Si ce survol de l'ouvrage de J. Kelen paraît contradictoire, faut-il
l'imputer à une interprétation fautive de la pensée de
l'auteur ? Sans être baron, nain ou docte, le lecteur reste sans doute
plus ou moins encombré des prétentions, des petitesses et de
la fausse science de ces trois catégories évoquées dans
le livre, mais cela ne suffit pas à expliquer ses réticences
ou son désaccord face à la philosophie de Kelen. Quoi qu'il
en soit, ce livre constitue une heureuse invitation à progresser vers
l'essentiel. Toute compassion, tout pain partagé et tout corps qui
se rompt au service des hommes sont eucharistie et rachètent le monde.
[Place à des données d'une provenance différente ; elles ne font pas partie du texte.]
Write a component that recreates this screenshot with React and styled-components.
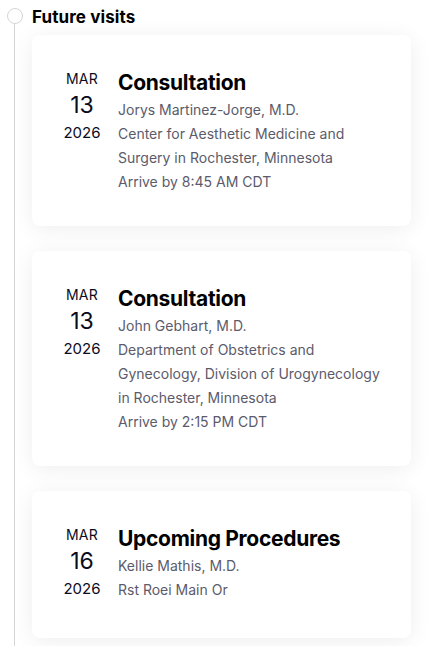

Tâcher de sauver Dieu en nous et dans les autres, quitte à perdre
tout savoir à son sujet, c'est ce qui reste de la religion à
notre époque difficile, mais c'est tout et il n'y a guère autre
chose à espérer aujourd'hui en ce domaine. Cela étant,
chacun se rappellera que Dieu accorde le soleil et la pluie aux bons et aux
méchants sans distinction, et que la radicalité de l'Evangile
exige donc la plus profonde humilité quand il est question d'absolu.
Devant le péril que représentent les fous de Dieu quel que soit
l'habit qu'ils revêtent, demandons au ciel de nous envoyer des frères
et des soeurs très modestes, plus enclins à offrir en silence
une main secourable qu'à convoiter les connaissances inaccessibles
et les jouissances extatiques, des frères et des soeurs capables d'épouser
le quotidien d'ici-bas pour le transfigurer.